Die Stadterfahrung in Liverpool wurde durch einen Tagesausflug nach Chester unterbrochen. Chester war ein römisches Legionärslager und Grenzburg des Römischen Reiches. Die Überreste römischer Zivilisation sowie die restaurierten mittelalterlichen und frühneuzeitlichen Straßenzüge bilden einen starken Kontrast zur großstädtischen Hektik der Metropolen und dienen heute vor allem als Touristenattraktion der britischen Mittelklasse.
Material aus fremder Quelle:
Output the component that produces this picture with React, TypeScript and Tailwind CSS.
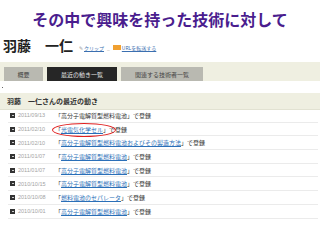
type Entry = {
  date: string;
  title: string;
  linked: boolean;
};

const entries: Entry[] = [
  { date: "2011/09/13", title: "高分子電解質型燃料電池", linked: false },
  { date: "2011/02/10", title: "光電気化学セル", linked: true },
  { date: "2011/02/10", title: "高分子電解質型燃料電池およびその製造方法", linked: true },
  { date: "2011/01/07", title: "高分子電解質型燃料電池", linked: true },
  { date: "2011/01/07", title: "高分子電解質型燃料電池", linked: true },
  { date: "2010/10/15", title: "高分子電解質型燃料電池", linked: true },
  { date: "2010/10/08", title: "燃料電池のセパレータ", linked: true },
  { date: "2010/10/01", title: "高分子電解質型燃料電池", linked: true },
];

const jp = "font-['Noto_Sans_CJK_JP',sans-serif]";

function Tab({ label, active, width }: { label: string; active?: boolean; width: string }) {
  return (
    <div
      className={`${width} h-[14px] flex items-center justify-center text-[6px] ${
        active ? "bg-[#262626] text-[#e8e8e8]" : "bg-[#b9b9b1] text-[#444]"
      }`}
    >
      {label}
    </div>
  );
}

function Row({ date, title, linked }: Entry) {
  return (
    <div className="h-[13.7px] flex items-center border-b border-[#ebebeb]">
      <span className="ml-[2px] w-[5px] h-[5px] bg-[#333] flex items-center justify-center">
        <span className="w-[2px] h-[1px] bg-[#ccc]" />
      </span>
      <span className="ml-[3px] w-[37px] font-['Liberation_Sans',sans-serif] text-[5.5px] text-[#a3a3a3]">
        {date}
      </span>
      <span className="text-[6px] text-[#333] whitespace-nowrap">
        「
        {linked ? (
          <span className="text-[#2a6fb8] underline">{title}</span>
        ) : (
          <span>{title}</span>
        )}
        」で登録
      </span>
    </div>
  );
}

export default function App() {
  return (
    <div className={`relative w-[320px] h-[240px] overflow-hidden bg-white ${jp}`}>
      <h1 className="pt-[8px] text-center text-[16px] leading-[22px] font-bold text-[#4a1d8e]">
        その中で興味を持った技術に対して
      </h1>

      <div className="mt-[7px] ml-[3px] flex items-end">
        <span className="text-[14px] leading-[16px] font-bold text-[#222]">羽藤　一仁</span>
        <span className="ml-[6px] mb-[2px] flex items-center text-[5px] text-[#3b6fb0]">
          <span className="text-[#999] mr-[1px]">✎</span>
          <span className="underline">クリップ</span>
          <span className="mx-[3px] text-[#999]">_</span>
          <span className="w-[8px] h-[5px] bg-[#f0a030] mr-[1px]" />
          <span className="underline">URLを転送する</span>
        </span>
      </div>

      <div className="mt-[9px] h-[19px] bg-[#efefe1] flex items-end gap-[4px] pl-[4px]">
        <Tab label="概要" width="w-[39px]" />
        <Tab label="最近の動き一覧" width="w-[70px]" active />
        <Tab label="関連する技術者一覧" width="w-[82px]" />
      </div>

      <div className="mt-[6px] ml-[2px] w-[1px] h-[1px] bg-[#666]" />

      <div className="mt-[5px] h-[17px] bg-[#efefe1] border-b border-[#e2e2d2] flex items-center pl-[7px] text-[7px] font-bold text-[#333]">
        羽藤　一仁さんの最近の動き
      </div>

      <div className="ml-[8px] mr-[2px] mt-[-1px]">
        {entries.map((entry, index) => (
          <Row key={index} {...entry} />
        ))}
      </div>

      <div className="absolute left-[52px] top-[123px] w-[64px] h-[14px] rounded-[50%] border-[1.5px] border-[#e02020]" />
    </div>
  );
}
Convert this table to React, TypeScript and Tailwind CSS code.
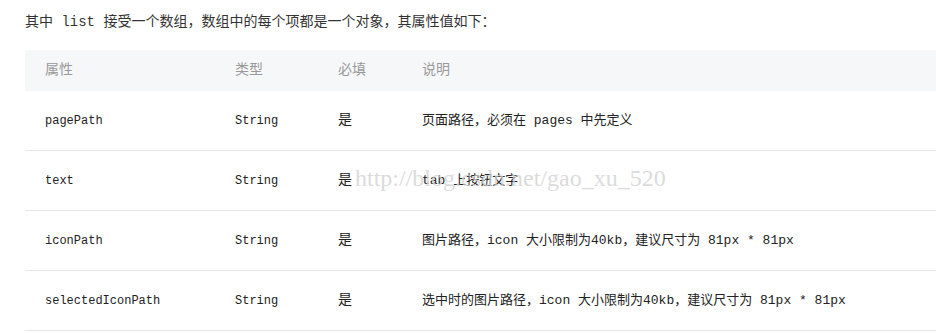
import React from "react";

const rows = [
  { name: "pagePath", type: "String", req: "是", desc: "页面路径，必须在 pages 中先定义" },
  { name: "text", type: "String", req: "是", desc: "tab 上按钮文字" },
  { name: "iconPath", type: "String", req: "是", desc: "图片路径，icon 大小限制为40kb，建议尺寸为 81px * 81px" },
  { name: "selectedIconPath", type: "String", req: "是", desc: "选中时的图片路径，icon 大小限制为40kb，建议尺寸为 81px * 81px" },
];

export default function App() {
  return (
    <div
      className="relative w-[936px] h-[333px] bg-white overflow-hidden text-[14px] text-[#333]"
      style={{ fontFamily: '"Liberation Mono", "Noto Sans CJK SC", monospace' }}
    >
      <p className="pl-[25px] pt-[12px] leading-[20px]">其中 list 接受一个数组，数组中的每个项都是一个对象，其属性值如下：</p>
      <div className="ml-[25px] mt-[18px]">
        <div className="grid grid-cols-[190px_103px_84px_1fr] h-[41px] items-center bg-[#f6f7f9] pl-5 text-[#999]">
          <div>属性</div>
          <div>类型</div>
          <div>必填</div>
          <div>说明</div>
        </div>
        {rows.map((r) => (
          <div
            key={r.name}
            className="grid grid-cols-[190px_103px_84px_1fr] h-[60px] items-center border-b border-[#e6e6e6] pl-5 text-[13px] text-[#222]"
          >
            <div className="text-[12px]">{r.name}</div>
            <div className="text-[12px]">{r.type}</div>
            <div className="text-[14px]">{r.req}</div>
            <div>{r.desc}</div>
          </div>
        ))}
      </div>
      <div
        className="absolute left-[355px] top-[164px] text-[24px] leading-[28px] text-[#d2d2d2]/80 pointer-events-none"
        style={{ fontFamily: '"Liberation Serif", serif' }}
      >
        http://blog.csdn.net/gao_xu_520
      </div>
    </div>
  );
}
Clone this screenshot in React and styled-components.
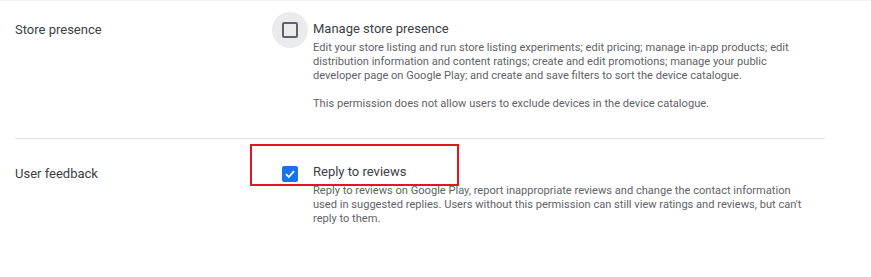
import React from 'react';
import styled, { createGlobalStyle } from 'styled-components';

const GlobalStyle = createGlobalStyle`
  body {
    margin: 0;
    background: #fff;
    font-family: Roboto, 'Liberation Sans', sans-serif;
  }
`;

const Page = styled.div`
  width: 871px;
  height: 277px;
  overflow: hidden;
  border-top: 1px solid #f1f3f4;
  box-sizing: border-box;
`;

const Section = styled.div`
  position: relative;
  display: flex;
  align-items: flex-start;
  margin: 0 46px 0 15px;
  padding: ${p => p.$pad};
  border-bottom: ${p => (p.$divider ? '1px solid #e0e0e0' : 'none')};
`;

const Label = styled.div`
  width: 257px;
  flex-shrink: 0;
  font-size: 13px;
  line-height: 20px;
  color: #3c4043;
  padding-top: ${p => p.$top}px;
`;

const BoxWrap = styled.div`
  width: 36px;
  height: 36px;
  flex-shrink: 0;
  border-radius: 50%;
  display: flex;
  align-items: center;
  justify-content: center;
  background: ${p => (p.$hover ? '#ebebeb' : 'transparent')};
  margin: ${p => p.$top}px 5px 0 0;
`;

const Box = styled.div`
  width: 16px;
  height: 16px;
  box-sizing: border-box;
  border-radius: 2px;
  border: 2px solid ${p => (p.$checked ? '#1a73e8' : '#5f6368')};
  background: ${p => (p.$checked ? '#1a73e8' : 'transparent')};
  display: flex;
  align-items: center;
  justify-content: center;
`;

const Body = styled.div`
  width: 500px;
  flex-shrink: 0;
  padding-top: ${p => p.$top}px;
`;

const Title = styled.div`
  font-size: 13px;
  line-height: 20px;
  padding-bottom: 2px;
  color: #3c4043;
`;

const Desc = styled.p`
  margin: 0;
  font-size: 11.1px;
  line-height: 14px;
  color: #5f6368;
  & + & {
    margin-top: 14px;
  }
`;

const Highlight = styled.div`
  position: absolute;
  left: 235px;
  top: 5px;
  width: 209px;
  height: 42px;
  box-sizing: border-box;
  border: 2px solid #e3161b;
  pointer-events: none;
`;

const Check = () => (
  <svg width="12" height="12" viewBox="0 0 12 12">
    <path d="M2 6.2 L4.8 9 L10 3.2" fill="none" stroke="#fff" strokeWidth="1.8" />
  </svg>
);

export default function App() {
  return (
    <Page>
      <GlobalStyle />
      <Section $divider $pad="11px 0 27px">
        <Label $top={8}>Store presence</Label>
        <BoxWrap $hover $top={0}>
          <Box />
        </BoxWrap>
        <Body $top={7}>
          <Title>Manage store presence</Title>
          <Desc>
            Edit your store listing and run store listing experiments; edit pricing; manage in-app
            products; edit distribution information and content ratings; create and edit
            promotions; manage your public developer page on Google Play; and create and save
            filters to sort the device catalogue.
          </Desc>
          <Desc>This permission does not allow users to exclude devices in the device catalogue.</Desc>
        </Body>
      </Section>
      <Section $pad="0">
        <Label $top={25}>User feedback</Label>
        <BoxWrap $top={17}>
          <Box $checked>
            <Check />
          </Box>
        </BoxWrap>
        <Body $top={23}>
          <Title>Reply to reviews</Title>
          <Desc>
            Reply to reviews on Google Play, report inappropriate reviews and change the contact
            information used in suggested replies. Users without this permission can still view
            ratings and reviews, but can't reply to them.
          </Desc>
        </Body>
        <Highlight />
      </Section>
    </Page>
  );
}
Am letzten Tag der Exkursion beschäftigten sich die Teilnehmenden erneut mit Aspekten der Gentrifizierung, in diesem Fall mit der seit den 1980er Jahren voranschreitenden Umwandlung früherer Industrieviertel in hochpreisige Büros, Apartments und Geschäfte, speziell in den Docks am Mersey River. Besuche in Museen und Dokumentationszentren, vor allem in der modernen Kunstgalerie FACT, die sich unter anderem mit der kolonialen Vergangenheit der Stadt Liverpool auseinandersetzt, beendeten eine inhaltlich sehr reichhaltige Exkursion, die zudem mit fast durchgehend sonnigem Wetter gesegnet war.

Gruppendiskussion bei einer Statue für eine Auswanderfamilie in Liverpool (beim Royal Albert Dock)

Foto: Laurenz Volkmann

Die Studierenden sammelten so „hands-on“-Erfahrungen bei der Leitung von Gruppen, beim (Mikro-)Management von Aktivitäten und erhielten vertiefte Einblicke in urbane Settings, die stark von sozialen Gegensätzen und multikulturellen Lebenswelten geprägt sind. Ihr großes Engagement bei den von ihnen geplanten und durchgeführten Aktivitäten stellte auch für die Begleitpersonen eine wichtige Bereicherung der eigenen Perspektive dar und zeugte zugleich von der Bedeutung ko-konstruktiv erstellter Lehr-Lern-Szenarien. Diese Erfahrungen waren nur möglich, da das Zentrum für Lehrerbildung und Bildungsforschung (ZLB) unserer Universität einen Teil der finanziellen Aufwendungen übernahm.